“Deitámos os separadores centrais abaixo, para socorrermos os acidentados dos dois lados da estrada. Não tinha havido um, mas sim dois acidentes, no nó de Talhadas. Dizia-se que os condutores do segundo veículo se tinham distraído a ver o primeiro sinistro e causado novo choque, mas não podia ser: as viaturas nunca chegaram a cruzar-se. Foi uma coincidência. Uma terrível coincidência.
Assim que saí da viatura de emergência, informei a equipa no terreno: “Tenho indicações para coordenar a evacuação secundária.” Até àquela altura, chefiava um médico. Mais velho, homem e militar. Ninguém me conhecia. E era mulher. Respondeu-me que já havia coordenador.
Respirei fundo e fui recolher informação sobre as vítimas. Entrei em todas as ambulâncias, verifiquei todos os carros.
Voltei para dizer ao comandante que ele não tinha percebido bem a minha mensagem, mas não era altura para estarmos a discutir. Coordenei toda a evacuação.
Antes de chegar a Talhadas, recolhi informação. Um dos médicos a quem telefonei disse-me: “Não consigo descrever o que estou a ver.” Havia mortos, feridos, carbonizados. Tudo. Já tinha trabalhado em muitos acidentes, mas nenhum como este. Um emaranhado de carros, colados uns aos outros. Não se distinguiam.

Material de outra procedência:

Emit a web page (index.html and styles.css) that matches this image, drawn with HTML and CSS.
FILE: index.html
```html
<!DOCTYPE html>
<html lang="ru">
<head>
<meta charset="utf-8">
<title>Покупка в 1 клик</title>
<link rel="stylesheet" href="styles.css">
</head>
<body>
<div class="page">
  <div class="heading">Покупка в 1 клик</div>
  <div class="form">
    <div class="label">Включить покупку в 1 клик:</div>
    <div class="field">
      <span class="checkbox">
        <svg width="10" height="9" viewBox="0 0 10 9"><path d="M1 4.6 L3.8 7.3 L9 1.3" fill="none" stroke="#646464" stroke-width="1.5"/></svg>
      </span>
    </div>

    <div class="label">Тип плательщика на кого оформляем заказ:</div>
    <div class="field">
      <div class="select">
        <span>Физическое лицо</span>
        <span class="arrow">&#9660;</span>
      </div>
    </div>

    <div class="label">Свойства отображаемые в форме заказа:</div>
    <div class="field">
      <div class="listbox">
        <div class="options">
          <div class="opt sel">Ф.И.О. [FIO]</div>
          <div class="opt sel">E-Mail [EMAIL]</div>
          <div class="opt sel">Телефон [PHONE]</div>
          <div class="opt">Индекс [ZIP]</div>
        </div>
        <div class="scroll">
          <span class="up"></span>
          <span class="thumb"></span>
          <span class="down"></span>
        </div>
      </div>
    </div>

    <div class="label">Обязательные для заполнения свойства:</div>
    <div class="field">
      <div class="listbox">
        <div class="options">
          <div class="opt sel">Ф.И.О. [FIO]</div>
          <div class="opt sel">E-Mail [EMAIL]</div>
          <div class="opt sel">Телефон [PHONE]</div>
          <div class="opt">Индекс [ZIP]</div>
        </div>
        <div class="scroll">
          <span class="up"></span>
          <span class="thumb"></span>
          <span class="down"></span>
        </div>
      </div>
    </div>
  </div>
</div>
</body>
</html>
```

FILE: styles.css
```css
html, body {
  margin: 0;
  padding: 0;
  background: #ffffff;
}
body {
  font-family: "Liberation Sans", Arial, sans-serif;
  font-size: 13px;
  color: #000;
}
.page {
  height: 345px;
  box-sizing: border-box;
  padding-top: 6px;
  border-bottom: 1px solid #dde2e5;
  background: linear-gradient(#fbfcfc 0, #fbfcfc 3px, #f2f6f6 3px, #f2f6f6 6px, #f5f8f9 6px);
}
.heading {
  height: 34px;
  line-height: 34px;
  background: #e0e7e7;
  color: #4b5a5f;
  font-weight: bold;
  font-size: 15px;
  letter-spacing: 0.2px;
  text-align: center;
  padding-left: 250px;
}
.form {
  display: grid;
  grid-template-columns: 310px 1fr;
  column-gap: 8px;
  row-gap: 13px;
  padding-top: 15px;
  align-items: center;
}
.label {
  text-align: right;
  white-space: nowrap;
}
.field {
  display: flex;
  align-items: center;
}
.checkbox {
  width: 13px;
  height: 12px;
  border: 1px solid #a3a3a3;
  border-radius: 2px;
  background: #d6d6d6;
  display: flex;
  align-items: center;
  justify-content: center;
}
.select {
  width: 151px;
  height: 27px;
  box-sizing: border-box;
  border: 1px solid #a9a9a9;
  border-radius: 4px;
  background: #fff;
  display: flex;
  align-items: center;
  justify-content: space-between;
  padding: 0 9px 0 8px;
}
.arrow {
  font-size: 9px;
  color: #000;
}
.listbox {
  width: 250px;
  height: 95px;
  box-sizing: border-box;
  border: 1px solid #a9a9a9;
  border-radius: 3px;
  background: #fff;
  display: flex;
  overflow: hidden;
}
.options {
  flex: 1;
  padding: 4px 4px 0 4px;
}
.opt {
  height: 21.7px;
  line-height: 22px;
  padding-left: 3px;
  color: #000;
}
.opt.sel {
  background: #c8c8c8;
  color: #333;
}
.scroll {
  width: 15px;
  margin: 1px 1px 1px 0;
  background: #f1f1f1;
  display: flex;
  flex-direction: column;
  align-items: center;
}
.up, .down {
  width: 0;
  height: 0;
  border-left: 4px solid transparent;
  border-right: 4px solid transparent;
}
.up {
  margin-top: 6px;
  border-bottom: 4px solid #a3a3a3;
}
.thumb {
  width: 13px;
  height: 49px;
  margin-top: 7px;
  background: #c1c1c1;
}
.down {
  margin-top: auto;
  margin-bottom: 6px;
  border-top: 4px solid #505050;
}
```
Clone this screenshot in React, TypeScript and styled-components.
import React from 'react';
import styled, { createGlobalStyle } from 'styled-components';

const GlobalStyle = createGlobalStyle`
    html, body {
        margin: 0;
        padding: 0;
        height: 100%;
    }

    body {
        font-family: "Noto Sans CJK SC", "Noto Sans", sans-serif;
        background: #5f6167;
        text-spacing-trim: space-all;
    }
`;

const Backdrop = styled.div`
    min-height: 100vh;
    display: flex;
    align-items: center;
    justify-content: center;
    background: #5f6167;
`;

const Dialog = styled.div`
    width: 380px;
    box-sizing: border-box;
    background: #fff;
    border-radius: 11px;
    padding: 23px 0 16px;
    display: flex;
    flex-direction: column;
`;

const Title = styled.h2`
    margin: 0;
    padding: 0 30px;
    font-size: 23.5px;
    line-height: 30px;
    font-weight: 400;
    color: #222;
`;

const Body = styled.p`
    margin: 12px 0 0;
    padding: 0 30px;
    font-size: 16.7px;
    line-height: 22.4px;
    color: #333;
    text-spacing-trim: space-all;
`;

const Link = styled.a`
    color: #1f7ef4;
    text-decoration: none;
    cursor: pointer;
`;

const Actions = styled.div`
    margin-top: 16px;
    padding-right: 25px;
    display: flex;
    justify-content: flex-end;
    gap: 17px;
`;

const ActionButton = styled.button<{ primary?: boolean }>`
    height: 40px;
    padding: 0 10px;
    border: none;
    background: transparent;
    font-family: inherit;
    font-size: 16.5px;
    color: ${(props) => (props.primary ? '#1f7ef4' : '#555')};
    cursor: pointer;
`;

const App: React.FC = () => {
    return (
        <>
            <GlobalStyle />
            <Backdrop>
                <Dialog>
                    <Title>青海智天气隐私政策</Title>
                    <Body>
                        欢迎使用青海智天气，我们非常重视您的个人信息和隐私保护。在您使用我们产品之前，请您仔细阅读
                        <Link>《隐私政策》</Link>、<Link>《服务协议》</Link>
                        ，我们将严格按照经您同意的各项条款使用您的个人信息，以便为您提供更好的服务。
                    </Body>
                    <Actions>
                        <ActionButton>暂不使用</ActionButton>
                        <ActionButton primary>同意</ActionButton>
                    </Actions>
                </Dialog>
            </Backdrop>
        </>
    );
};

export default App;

Do outro lado da estrada, estava um corpo tapado por uma manta isotérmica.
Levantei-a. Cobria uma criança de 7 anos a idade do meu filho. Tive de parar uns segundos. Crianças é o pior. Uma vez, depois da morte súbita de um bebé de 18 meses, vomitei e disse a toda a gente que se era para vê-las morrer não contassem mais comigo. Com o tempo aprendi a não me ligar tanto. Até é intrusivo para as vítimas. Mas, no caso da A25, houve profissionais a precisarem de apoio psicológico. Lembro-me de uma pessoa que andava à procura da família. Sabia em que carro vinham, mas não conseguia encontrá-los. Só percebemosporquê algum tempo depois. O condutor tinha-se afastado para ajudar outras vítimas e a viatura foi arrastada num novo choque em cadeia, até ficar compactada contra o camião.
Ainda guardo os registos originais do acidente na A25. Tive de mudar de folha várias vezes por causa da chuva. Estivemos lá sete horas e saímos a pingar. O telemóvel até se estragou com tanta água. Cheirava-me a queimado e sentia frio, mas só me dei conta no final da evacuação. Até aí, foi como estar dentro de um filme, a executar as manobras para as quais me treinaram.

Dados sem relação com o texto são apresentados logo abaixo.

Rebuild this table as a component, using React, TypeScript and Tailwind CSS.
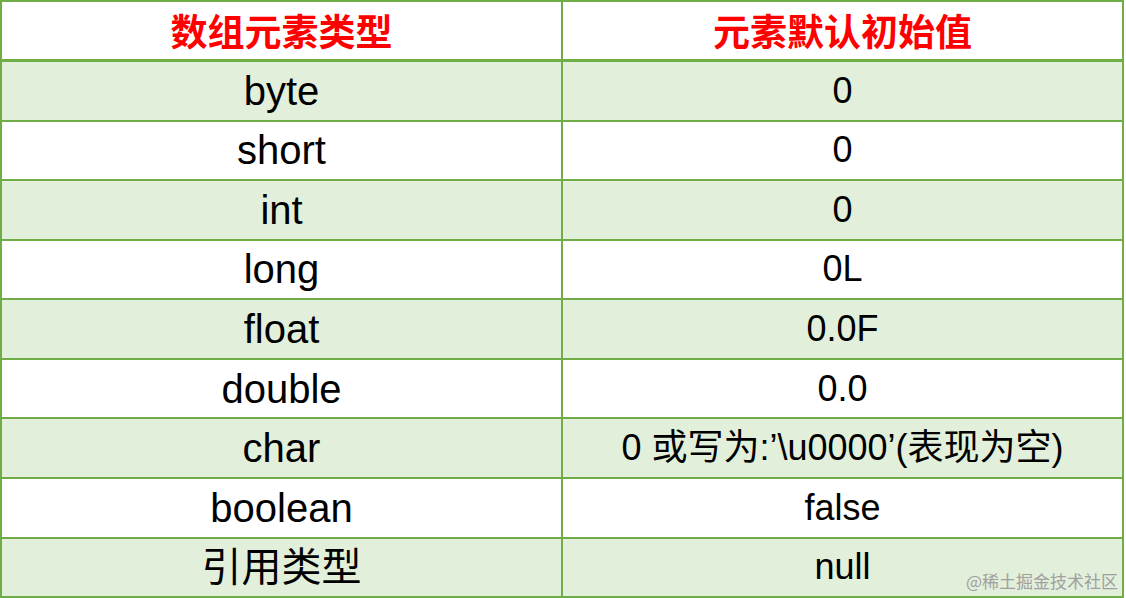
import React from "react";

const rows: [string, string][] = [
  ["byte", "0"],
  ["short", "0"],
  ["int", "0"],
  ["long", "0L"],
  ["float", "0.0F"],
  ["double", "0.0"],
  ["char", "0 或写为:’\\u0000’(表现为空)"],
  ["boolean", "false"],
  ["引用类型", "null"],
];

const font = { fontFamily: '"Liberation Sans", "Noto Sans CJK SC", sans-serif' };

export default function App() {
  return (
    <div className="w-[1126px] h-[598px] bg-white overflow-hidden relative" style={font}>
      <div className="w-[1124px] h-[598px] bg-[#70ad47] flex flex-col gap-[2px] p-[2px]">
        <div className="grid grid-cols-[559px_1fr] gap-[2px] h-[57px] mb-[1px]">
          <div className="bg-white flex items-center justify-center text-[37px] font-bold text-[#ff0000] leading-none" style={{ fontFamily: '"Noto Sans CJK SC", sans-serif' }}>
            数组元素类型
          </div>
          <div className="bg-white flex items-center justify-center text-[37px] font-bold text-[#ff0000] leading-none" style={{ fontFamily: '"Noto Sans CJK SC", sans-serif' }}>
            元素默认初始值
          </div>
        </div>
        {rows.map(([a, b], i) => (
          <div key={i} className="grid grid-cols-[559px_1fr] gap-[2px] flex-1">
            <div className={`${i % 2 === 0 ? "bg-[#e2efda]" : "bg-white"} flex items-center justify-center text-[40px] text-black leading-none`}>
              {a}
            </div>
            <div className={`${i % 2 === 0 ? "bg-[#e2efda]" : "bg-white"} flex items-center justify-center text-[36px] text-black leading-none`}>
              {b}
            </div>
          </div>
        ))}
      </div>
      <div className="absolute right-[8px] bottom-[9px] text-[17px] text-[#a0a0a0] leading-none" style={{ fontFamily: '"Noto Sans CJK SC", sans-serif' }}>
        @稀土掘金技术社区
      </div>
    </div>
  );
}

Deveria ter entrado de férias nesse dia, mas, no regresso do turno, antes do acidente, passei pelo INEM para uma pequena reunião. Não contava demorar, por isso deixei o meu filho, na altura com 11 anos, a jogar no computador do meu gabinete.
Já estava no piso de baixo quando ouvi a chamada de emergência na A25. A diretora olhou para mim e eu disse logo: “Eu vou!” Esta paixão pelo INEM entranha-se. Parecemos horríveis, porque queremos ir quando os outros querem fugir.
Só na ambulância me lembrei que tinha deixado o meu filho nas instalações. A diretora levou-o para sua casa. Não foi a única vez que os miúdos sofreram com a minha profissão. No dia do acidente com um autocarro de hemofílicos, na A1, vinha com o meu outro filho no carro e fui a acelerar, com ele coladinho ao banco.
Entreguei-o a um funcionário: “Está aqui o meu filho e 20 euros. Ele ainda não tomou o pequeno-almoço.” Na A25, evitámos todas as mortes que podemos. Vim para a emergência e escolhi Medicina Interna porque gosto de ver resultados imediatos e de saber que fiz a diferença. É sempre mau. Sem nós seria pior.
Só parei quando fomos jantar, à 1 da manhã, numa tasca de Talhadas, ainda aberta por causa do acidente.
Tinham passado por lá quase todas as equipas de socorro. Ficámos ali a ver as nossas caras na televisão, que passava notícias sobre a tragédia, e finalmente a fumar um cigarro.